# Collected material
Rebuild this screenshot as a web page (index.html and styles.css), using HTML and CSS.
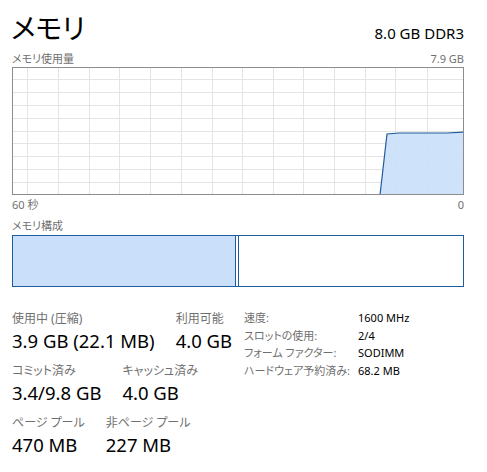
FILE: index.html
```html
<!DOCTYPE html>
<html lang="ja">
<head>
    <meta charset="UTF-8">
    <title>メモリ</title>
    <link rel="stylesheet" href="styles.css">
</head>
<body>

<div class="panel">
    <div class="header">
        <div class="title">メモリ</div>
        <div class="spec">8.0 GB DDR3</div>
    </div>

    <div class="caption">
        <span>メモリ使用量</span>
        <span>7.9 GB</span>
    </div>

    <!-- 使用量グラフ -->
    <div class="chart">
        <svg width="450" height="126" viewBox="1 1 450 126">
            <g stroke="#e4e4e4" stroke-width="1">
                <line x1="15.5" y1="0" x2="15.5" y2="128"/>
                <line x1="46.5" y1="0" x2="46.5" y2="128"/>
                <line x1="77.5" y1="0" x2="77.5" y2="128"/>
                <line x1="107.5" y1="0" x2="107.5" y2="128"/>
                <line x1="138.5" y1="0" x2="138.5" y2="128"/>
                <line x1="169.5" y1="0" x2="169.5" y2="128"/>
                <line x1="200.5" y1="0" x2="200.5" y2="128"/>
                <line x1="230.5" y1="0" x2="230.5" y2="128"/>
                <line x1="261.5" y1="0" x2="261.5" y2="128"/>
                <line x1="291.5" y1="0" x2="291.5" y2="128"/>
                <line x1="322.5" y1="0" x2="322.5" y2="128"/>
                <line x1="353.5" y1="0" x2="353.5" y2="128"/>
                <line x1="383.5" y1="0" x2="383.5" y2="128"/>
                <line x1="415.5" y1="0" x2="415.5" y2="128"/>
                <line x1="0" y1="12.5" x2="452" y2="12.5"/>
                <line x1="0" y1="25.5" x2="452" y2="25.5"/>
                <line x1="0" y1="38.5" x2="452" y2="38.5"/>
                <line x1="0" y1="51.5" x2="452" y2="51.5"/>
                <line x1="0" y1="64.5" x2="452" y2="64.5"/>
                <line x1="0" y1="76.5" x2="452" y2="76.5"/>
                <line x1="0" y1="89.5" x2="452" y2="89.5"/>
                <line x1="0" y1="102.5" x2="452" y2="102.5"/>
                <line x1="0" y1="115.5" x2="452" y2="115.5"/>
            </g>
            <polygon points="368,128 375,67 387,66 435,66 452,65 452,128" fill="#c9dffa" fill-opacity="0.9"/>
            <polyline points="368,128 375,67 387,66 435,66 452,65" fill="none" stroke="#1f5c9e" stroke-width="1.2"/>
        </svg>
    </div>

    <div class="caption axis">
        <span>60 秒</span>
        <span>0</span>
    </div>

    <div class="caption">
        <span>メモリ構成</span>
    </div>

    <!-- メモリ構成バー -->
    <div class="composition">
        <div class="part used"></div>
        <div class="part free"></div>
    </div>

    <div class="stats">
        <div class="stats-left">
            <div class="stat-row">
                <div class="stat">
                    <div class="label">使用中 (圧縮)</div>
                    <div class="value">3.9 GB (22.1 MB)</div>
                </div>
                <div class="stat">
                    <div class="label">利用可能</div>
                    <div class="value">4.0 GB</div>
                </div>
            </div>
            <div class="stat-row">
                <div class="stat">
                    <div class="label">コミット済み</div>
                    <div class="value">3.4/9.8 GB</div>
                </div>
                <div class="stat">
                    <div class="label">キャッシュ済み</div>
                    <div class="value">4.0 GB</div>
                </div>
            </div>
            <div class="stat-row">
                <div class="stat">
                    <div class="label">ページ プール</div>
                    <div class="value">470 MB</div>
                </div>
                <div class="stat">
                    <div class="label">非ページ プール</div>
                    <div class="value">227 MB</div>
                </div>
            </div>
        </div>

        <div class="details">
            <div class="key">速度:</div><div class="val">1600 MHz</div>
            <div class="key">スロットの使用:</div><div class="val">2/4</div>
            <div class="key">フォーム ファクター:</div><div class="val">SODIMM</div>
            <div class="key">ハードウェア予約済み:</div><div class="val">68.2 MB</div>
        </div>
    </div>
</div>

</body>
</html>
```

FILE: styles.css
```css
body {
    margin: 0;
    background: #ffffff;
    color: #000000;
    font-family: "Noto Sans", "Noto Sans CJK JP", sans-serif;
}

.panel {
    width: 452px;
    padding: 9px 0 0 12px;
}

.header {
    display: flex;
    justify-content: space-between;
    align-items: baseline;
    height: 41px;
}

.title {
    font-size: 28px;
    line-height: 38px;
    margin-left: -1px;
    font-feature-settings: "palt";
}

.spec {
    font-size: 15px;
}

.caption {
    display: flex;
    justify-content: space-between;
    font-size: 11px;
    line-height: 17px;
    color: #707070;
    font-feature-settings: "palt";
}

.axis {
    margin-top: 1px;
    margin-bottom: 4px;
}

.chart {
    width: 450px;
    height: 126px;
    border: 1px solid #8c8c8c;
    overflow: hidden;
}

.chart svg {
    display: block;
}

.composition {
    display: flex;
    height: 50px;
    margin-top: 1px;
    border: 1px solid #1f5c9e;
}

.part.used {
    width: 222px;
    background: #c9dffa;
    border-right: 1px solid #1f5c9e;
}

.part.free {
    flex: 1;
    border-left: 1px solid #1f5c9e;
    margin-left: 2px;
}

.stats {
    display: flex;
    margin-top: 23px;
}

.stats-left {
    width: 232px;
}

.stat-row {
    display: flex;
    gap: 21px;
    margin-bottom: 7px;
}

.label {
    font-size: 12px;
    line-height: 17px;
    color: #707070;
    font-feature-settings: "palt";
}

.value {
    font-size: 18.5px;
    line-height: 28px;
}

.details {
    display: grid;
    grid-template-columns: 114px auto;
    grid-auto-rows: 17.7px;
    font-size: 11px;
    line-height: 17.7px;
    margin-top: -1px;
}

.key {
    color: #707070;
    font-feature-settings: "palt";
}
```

# Set task
Without the pictures, retype the whole of the material above exactly.

# Expected answer
Rebuild this screenshot as a web page (index.html and styles.css), using HTML and CSS.
FILE: index.html
```html
<!DOCTYPE html>
<html lang="ja">
<head>
    <meta charset="UTF-8">
    <title>メモリ</title>
    <link rel="stylesheet" href="styles.css">
</head>
<body>

<div class="panel">
    <div class="header">
        <div class="title">メモリ</div>
        <div class="spec">8.0 GB DDR3</div>
    </div>

    <div class="caption">
        <span>メモリ使用量</span>
        <span>7.9 GB</span>
    </div>

    <!-- 使用量グラフ -->
    <div class="chart">
        <svg width="450" height="126" viewBox="1 1 450 126">
            <g stroke="#e4e4e4" stroke-width="1">
                <line x1="15.5" y1="0" x2="15.5" y2="128"/>
                <line x1="46.5" y1="0" x2="46.5" y2="128"/>
                <line x1="77.5" y1="0" x2="77.5" y2="128"/>
                <line x1="107.5" y1="0" x2="107.5" y2="128"/>
                <line x1="138.5" y1="0" x2="138.5" y2="128"/>
                <line x1="169.5" y1="0" x2="169.5" y2="128"/>
                <line x1="200.5" y1="0" x2="200.5" y2="128"/>
                <line x1="230.5" y1="0" x2="230.5" y2="128"/>
                <line x1="261.5" y1="0" x2="261.5" y2="128"/>
                <line x1="291.5" y1="0" x2="291.5" y2="128"/>
                <line x1="322.5" y1="0" x2="322.5" y2="128"/>
                <line x1="353.5" y1="0" x2="353.5" y2="128"/>
                <line x1="383.5" y1="0" x2="383.5" y2="128"/>
                <line x1="415.5" y1="0" x2="415.5" y2="128"/>
                <line x1="0" y1="12.5" x2="452" y2="12.5"/>
                <line x1="0" y1="25.5" x2="452" y2="25.5"/>
                <line x1="0" y1="38.5" x2="452" y2="38.5"/>
                <line x1="0" y1="51.5" x2="452" y2="51.5"/>
                <line x1="0" y1="64.5" x2="452" y2="64.5"/>
                <line x1="0" y1="76.5" x2="452" y2="76.5"/>
                <line x1="0" y1="89.5" x2="452" y2="89.5"/>
                <line x1="0" y1="102.5" x2="452" y2="102.5"/>
                <line x1="0" y1="115.5" x2="452" y2="115.5"/>
            </g>
            <polygon points="368,128 375,67 387,66 435,66 452,65 452,128" fill="#c9dffa" fill-opacity="0.9"/>
            <polyline points="368,128 375,67 387,66 435,66 452,65" fill="none" stroke="#1f5c9e" stroke-width="1.2"/>
        </svg>
    </div>

    <div class="caption axis">
        <span>60 秒</span>
        <span>0</span>
    </div>

    <div class="caption">
        <span>メモリ構成</span>
    </div>

    <!-- メモリ構成バー -->
    <div class="composition">
        <div class="part used"></div>
        <div class="part free"></div>
    </div>

    <div class="stats">
        <div class="stats-left">
            <div class="stat-row">
                <div class="stat">
                    <div class="label">使用中 (圧縮)</div>
                    <div class="value">3.9 GB (22.1 MB)</div>
                </div>
                <div class="stat">
                    <div class="label">利用可能</div>
                    <div class="value">4.0 GB</div>
                </div>
            </div>
            <div class="stat-row">
                <div class="stat">
                    <div class="label">コミット済み</div>
                    <div class="value">3.4/9.8 GB</div>
                </div>
                <div class="stat">
                    <div class="label">キャッシュ済み</div>
                    <div class="value">4.0 GB</div>
                </div>
            </div>
            <div class="stat-row">
                <div class="stat">
                    <div class="label">ページ プール</div>
                    <div class="value">470 MB</div>
                </div>
                <div class="stat">
                    <div class="label">非ページ プール</div>
                    <div class="value">227 MB</div>
                </div>
            </div>
        </div>

        <div class="details">
            <div class="key">速度:</div><div class="val">1600 MHz</div>
            <div class="key">スロットの使用:</div><div class="val">2/4</div>
            <div class="key">フォーム ファクター:</div><div class="val">SODIMM</div>
            <div class="key">ハードウェア予約済み:</div><div class="val">68.2 MB</div>
        </div>
    </div>
</div>

</body>
</html>
```

FILE: styles.css
```css
body {
    margin: 0;
    background: #ffffff;
    color: #000000;
    font-family: "Noto Sans", "Noto Sans CJK JP", sans-serif;
}

.panel {
    width: 452px;
    padding: 9px 0 0 12px;
}

.header {
    display: flex;
    justify-content: space-between;
    align-items: baseline;
    height: 41px;
}

.title {
    font-size: 28px;
    line-height: 38px;
    margin-left: -1px;
    font-feature-settings: "palt";
}

.spec {
    font-size: 15px;
}

.caption {
    display: flex;
    justify-content: space-between;
    font-size: 11px;
    line-height: 17px;
    color: #707070;
    font-feature-settings: "palt";
}

.axis {
    margin-top: 1px;
    margin-bottom: 4px;
}

.chart {
    width: 450px;
    height: 126px;
    border: 1px solid #8c8c8c;
    overflow: hidden;
}

.chart svg {
    display: block;
}

.composition {
    display: flex;
    height: 50px;
    margin-top: 1px;
    border: 1px solid #1f5c9e;
}

.part.used {
    width: 222px;
    background: #c9dffa;
    border-right: 1px solid #1f5c9e;
}

.part.free {
    flex: 1;
    border-left: 1px solid #1f5c9e;
    margin-left: 2px;
}

.stats {
    display: flex;
    margin-top: 23px;
}

.stats-left {
    width: 232px;
}

.stat-row {
    display: flex;
    gap: 21px;
    margin-bottom: 7px;
}

.label {
    font-size: 12px;
    line-height: 17px;
    color: #707070;
    font-feature-settings: "palt";
}

.value {
    font-size: 18.5px;
    line-height: 28px;
}

.details {
    display: grid;
    grid-template-columns: 114px auto;
    grid-auto-rows: 17.7px;
    font-size: 11px;
    line-height: 17.7px;
    margin-top: -1px;
}

.key {
    color: #707070;
    font-feature-settings: "palt";
}
```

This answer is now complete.